The joys of a farmstay delight adults and children alike. Most people never have the chance to enjoy a hands-on experience on a real working farm, but a visit to Quirindi can bring it all to life.
Quirindi is on the Liverpool Plains, nestled in the foothills of the Great Dividing Range in north-western New South Wales. It's a charming destination for a holiday and to really get the feel of life on the plains, a farmstay is the way to go.
An unusual start for Natalie's day. She was up early feeding the chooks and pigs and milking the cows on the 800-hectare property, Castle Mountain.

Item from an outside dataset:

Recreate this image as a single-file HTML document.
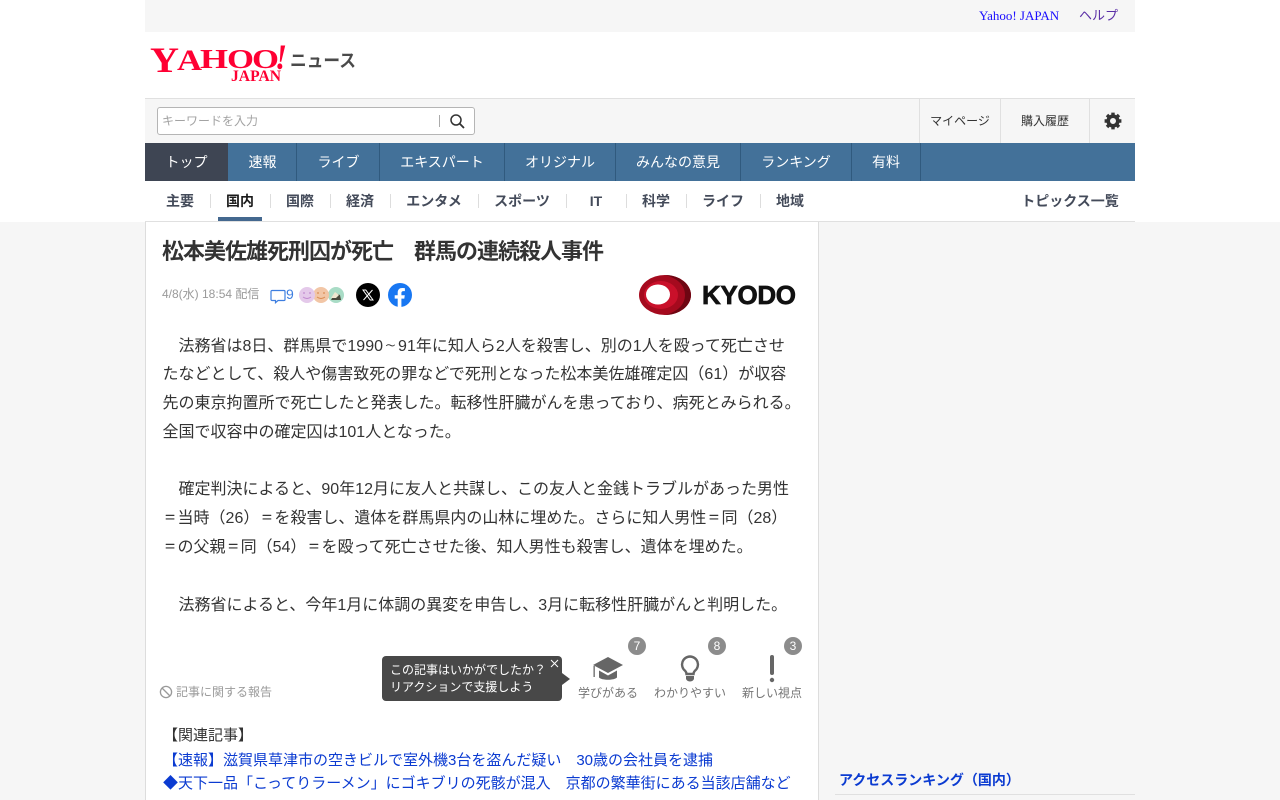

Owners Peter and Lynda Hatfield hit upon the idea to welcome visitors to their property during the drought years. They had WWOOFers (Willing Workers on Organic Farms) working on their farm and they were so taken by the silence and beautiful starry sky, the Hatfields decided to open up to paying travellers.
The 16-year-old homestead's architecture is well-known. It's a pole-framed structure of stone and cypress pine sourced from the property. It is solar and wind-powered and was built by Peter!
City slickers can participate or just observe farming activities which include milking, shearing, feeding, stock handling and fencing. Children just love it. They revel in the fresh air, freedom and chasing the animals. There are more than a hundred, and the pigs are the greediest critters on the farm. Keep an eye out for Lightning, the farm emu. You don't see too many of those in the city!
After a hard day's work, you choose your accommodation. Either in the main homestead or one of the on-site cabins but before hitting the hay you really have to experience a Hatfield family camp barbecue, cooked in a pit under the stars.
All meals are provided. They're cooked by Lynda and shared around a big table in the homestead or around a campfire in the paddock. Lunch is usually a salad with home-baked bread.
Other things to do include billiards, table-tennis, 100km of bushwalking trails to wander and native animals to observe. Bird watching is becoming more popular, with 100 different species recorded on the property.
Artist camps are held at Castle Mountain each year, in March or April. The artists, mostly from Sydney, spend the week painting and socialising.